Wildfire Smoke and Climate Change

Wildfires emit huge quantities of carbon dioxide (CO2). Scientists estimate the CO2 emissions to be around 8 billion tons annually for the last two decades.

While the Earth has a natural carbon cycle in place, this process is slow. It takes between 100 to 200 million years for carbon to move from the rocks to the atmosphere. With wildfires, that process is sped up, resulting in the release of huge amounts of carbon dioxide in a very short period of time. For instance, in 2017, a fire in California’s wine country shot up the equivalent of one year’s worth of carbon emissions from cars and trucks in just one week. 

Carbon dioxide, along with other greenhouse gases, can worsen climate change, which in turn will result in more wildfires and other environmental disturbances. “If we start to see a higher level of fire activity than in the past because of global warming, they become part of a climate feedback loop,” Guido van der Werf, a Dutch researcher working for the Global Fire Emissions Database, told Inside Climate News. That means warming causes more fires, which causes more warming.

How Smoke from Wildfires Impacts Water Bodies

Smoke contains chemicals and particles that can contaminate and pollute bodies of water in the areas surrounding the fire and even farther afield. 

A major contaminant from wildfire smoke is ash.

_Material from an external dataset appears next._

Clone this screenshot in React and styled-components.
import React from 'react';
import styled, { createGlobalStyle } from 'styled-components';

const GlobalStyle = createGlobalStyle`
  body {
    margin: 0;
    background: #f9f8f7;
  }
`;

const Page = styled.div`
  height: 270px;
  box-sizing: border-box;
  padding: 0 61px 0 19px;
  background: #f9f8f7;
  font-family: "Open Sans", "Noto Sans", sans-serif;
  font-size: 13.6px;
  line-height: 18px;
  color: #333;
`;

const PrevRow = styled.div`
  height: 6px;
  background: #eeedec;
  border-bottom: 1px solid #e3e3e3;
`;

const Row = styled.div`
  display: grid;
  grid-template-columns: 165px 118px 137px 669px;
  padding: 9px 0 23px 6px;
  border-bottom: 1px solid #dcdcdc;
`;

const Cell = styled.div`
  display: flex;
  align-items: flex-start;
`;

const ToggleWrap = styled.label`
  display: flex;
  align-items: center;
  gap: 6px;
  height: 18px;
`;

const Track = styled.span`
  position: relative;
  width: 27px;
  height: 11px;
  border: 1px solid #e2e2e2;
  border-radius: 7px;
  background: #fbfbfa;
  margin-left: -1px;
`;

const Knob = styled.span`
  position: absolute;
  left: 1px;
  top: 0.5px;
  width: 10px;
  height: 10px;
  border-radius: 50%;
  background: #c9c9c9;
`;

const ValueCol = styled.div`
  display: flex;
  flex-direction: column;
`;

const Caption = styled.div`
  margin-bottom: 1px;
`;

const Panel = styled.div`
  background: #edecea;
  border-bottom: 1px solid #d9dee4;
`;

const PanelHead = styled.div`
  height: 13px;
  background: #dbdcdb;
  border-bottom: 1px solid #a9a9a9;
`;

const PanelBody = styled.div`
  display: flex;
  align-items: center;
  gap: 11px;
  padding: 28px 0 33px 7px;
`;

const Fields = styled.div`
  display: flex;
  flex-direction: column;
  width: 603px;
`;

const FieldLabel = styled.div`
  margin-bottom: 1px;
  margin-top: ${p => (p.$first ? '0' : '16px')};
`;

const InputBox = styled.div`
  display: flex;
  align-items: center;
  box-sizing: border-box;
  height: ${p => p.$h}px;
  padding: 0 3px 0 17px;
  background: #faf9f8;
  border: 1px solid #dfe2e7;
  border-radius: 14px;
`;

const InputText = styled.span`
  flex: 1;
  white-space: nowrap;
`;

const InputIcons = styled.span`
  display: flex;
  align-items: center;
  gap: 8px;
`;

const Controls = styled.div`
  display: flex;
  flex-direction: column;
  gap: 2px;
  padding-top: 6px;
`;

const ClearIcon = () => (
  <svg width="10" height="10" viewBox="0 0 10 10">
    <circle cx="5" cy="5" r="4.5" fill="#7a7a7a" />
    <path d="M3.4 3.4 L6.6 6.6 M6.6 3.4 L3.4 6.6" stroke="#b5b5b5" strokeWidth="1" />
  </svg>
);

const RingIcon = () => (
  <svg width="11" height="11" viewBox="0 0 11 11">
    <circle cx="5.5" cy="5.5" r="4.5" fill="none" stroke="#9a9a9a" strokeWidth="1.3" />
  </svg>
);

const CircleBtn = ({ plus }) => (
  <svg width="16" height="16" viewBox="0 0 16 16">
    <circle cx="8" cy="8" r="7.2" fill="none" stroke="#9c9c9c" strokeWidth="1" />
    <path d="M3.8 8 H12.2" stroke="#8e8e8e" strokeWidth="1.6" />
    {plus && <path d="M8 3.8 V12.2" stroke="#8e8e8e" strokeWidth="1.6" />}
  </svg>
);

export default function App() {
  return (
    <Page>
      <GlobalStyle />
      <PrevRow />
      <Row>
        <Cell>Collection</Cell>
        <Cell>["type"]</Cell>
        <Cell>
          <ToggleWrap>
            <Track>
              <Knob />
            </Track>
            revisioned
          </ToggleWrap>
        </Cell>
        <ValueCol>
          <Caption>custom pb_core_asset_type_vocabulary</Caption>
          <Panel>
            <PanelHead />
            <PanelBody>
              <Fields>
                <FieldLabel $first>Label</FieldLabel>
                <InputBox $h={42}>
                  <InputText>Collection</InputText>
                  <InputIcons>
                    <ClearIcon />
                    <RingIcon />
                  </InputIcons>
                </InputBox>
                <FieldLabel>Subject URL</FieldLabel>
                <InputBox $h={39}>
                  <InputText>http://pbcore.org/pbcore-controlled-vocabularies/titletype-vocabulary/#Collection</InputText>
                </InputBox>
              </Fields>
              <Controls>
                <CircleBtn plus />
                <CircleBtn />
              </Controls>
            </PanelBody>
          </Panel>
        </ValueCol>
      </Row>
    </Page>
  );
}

Ash lands on plants near the area of the blaze. When it rains, the ash gets carried off into rivers, streams, and other reservoirs downstream, thanks to the foliage-free soil. Because vegetation has been burned off, ash and other debris gets transported easily to water bodies where they discolor the water and impact its quality.

A more problematic matter is pollutants from wildfire smoke. They can pollute the water for years, adversely impacting the quality and quantity of water available for human and animal use. For instance, a wildfire near Brian Head in 2017 led to the contamination of this Utah resort town’s drinking water sources. 

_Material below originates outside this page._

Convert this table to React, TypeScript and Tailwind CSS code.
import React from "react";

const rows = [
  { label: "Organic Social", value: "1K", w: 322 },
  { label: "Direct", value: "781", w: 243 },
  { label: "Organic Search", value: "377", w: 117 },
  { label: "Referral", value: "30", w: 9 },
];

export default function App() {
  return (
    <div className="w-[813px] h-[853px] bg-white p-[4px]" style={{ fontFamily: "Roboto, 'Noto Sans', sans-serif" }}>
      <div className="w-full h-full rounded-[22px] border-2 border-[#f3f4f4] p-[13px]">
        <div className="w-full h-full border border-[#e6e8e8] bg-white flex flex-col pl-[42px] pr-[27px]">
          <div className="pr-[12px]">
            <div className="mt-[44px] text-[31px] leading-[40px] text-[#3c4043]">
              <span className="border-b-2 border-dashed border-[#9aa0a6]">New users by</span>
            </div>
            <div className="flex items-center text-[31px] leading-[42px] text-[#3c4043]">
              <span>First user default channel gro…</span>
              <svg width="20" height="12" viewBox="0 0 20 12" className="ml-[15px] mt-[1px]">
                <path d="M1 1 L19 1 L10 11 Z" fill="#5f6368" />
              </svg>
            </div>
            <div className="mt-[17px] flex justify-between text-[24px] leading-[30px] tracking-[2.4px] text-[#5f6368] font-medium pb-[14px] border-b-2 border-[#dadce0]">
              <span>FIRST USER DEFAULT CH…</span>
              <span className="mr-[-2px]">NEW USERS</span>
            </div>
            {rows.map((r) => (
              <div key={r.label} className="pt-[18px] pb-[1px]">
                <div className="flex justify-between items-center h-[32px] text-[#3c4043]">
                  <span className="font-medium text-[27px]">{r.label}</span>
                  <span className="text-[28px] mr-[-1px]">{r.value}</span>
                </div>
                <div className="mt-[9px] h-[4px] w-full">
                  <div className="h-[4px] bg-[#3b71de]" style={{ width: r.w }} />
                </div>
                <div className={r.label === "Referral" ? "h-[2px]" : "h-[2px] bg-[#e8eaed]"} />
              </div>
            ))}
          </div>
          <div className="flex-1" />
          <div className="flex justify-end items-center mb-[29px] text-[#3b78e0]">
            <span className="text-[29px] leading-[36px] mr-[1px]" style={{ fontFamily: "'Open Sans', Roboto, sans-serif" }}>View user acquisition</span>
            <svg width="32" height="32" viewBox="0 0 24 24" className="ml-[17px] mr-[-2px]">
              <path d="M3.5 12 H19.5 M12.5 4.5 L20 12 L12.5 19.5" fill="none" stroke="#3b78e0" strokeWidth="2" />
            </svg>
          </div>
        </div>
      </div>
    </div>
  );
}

How Smoke from Wildfires Damages Plants

Smoke and other particulate matter that come with it can block sunlight from reaching the ocean depths. As a result, marine plants and animals that rely on photosynthesis begin to die out. This was exactly what happened to coral reefs in the Indian Ocean after wildfires erupted in Indonesia in 1997. 

It also triggers a rise in algae growth, thanks to elevated levels of nutrients (phosphorus and nitrogen). Algal blooms will deplete oxygen in the water which can suffocate the marine species living there.  

In the terrestrial realm, wildfire smoke exposes grass, shrubs, trees, and other plant life to increased heat and smoke. Prolonged hazy conditions could also stunt their growth. In addition, ash and other smoke particles can block the plants’ stomata which they use to take in carbon dioxide and release oxygen. Plants become suffocated and this stress can start to show up as leaf discoloration, wilting, and slow growth. Though not common, some grapes in California were even found to have changed flavor after a fire. 

How Smoke from Wildfires Affects Animals

When smoke reaches the ocean, smoke particles can block the gills of fish which leads to their death. Large marine mammals like whales and dolphins, which breathe through blowholes, could inhale chemicals and become sick.

In land animals, prolonged smoke exposure can affect their lungs, throat and mouth. Because of difficulty breathing, they can also begin to move sluggishly. When this happens, they could be overtaken by the blaze and get injured or die.    

Wildfires also result in the destruction of animal habitats and the contamination of their food and water sources, so they are forced to move. Traveling through new environments can mean exposure to predators and household pets as well as speedy vehicles on highways.

Do wildfires cause smoke damage to the environment?

In conclusion, in the case of wildfires, smoke can cause damage to the environment while adversely affecting air quality, water sources, plants and animals.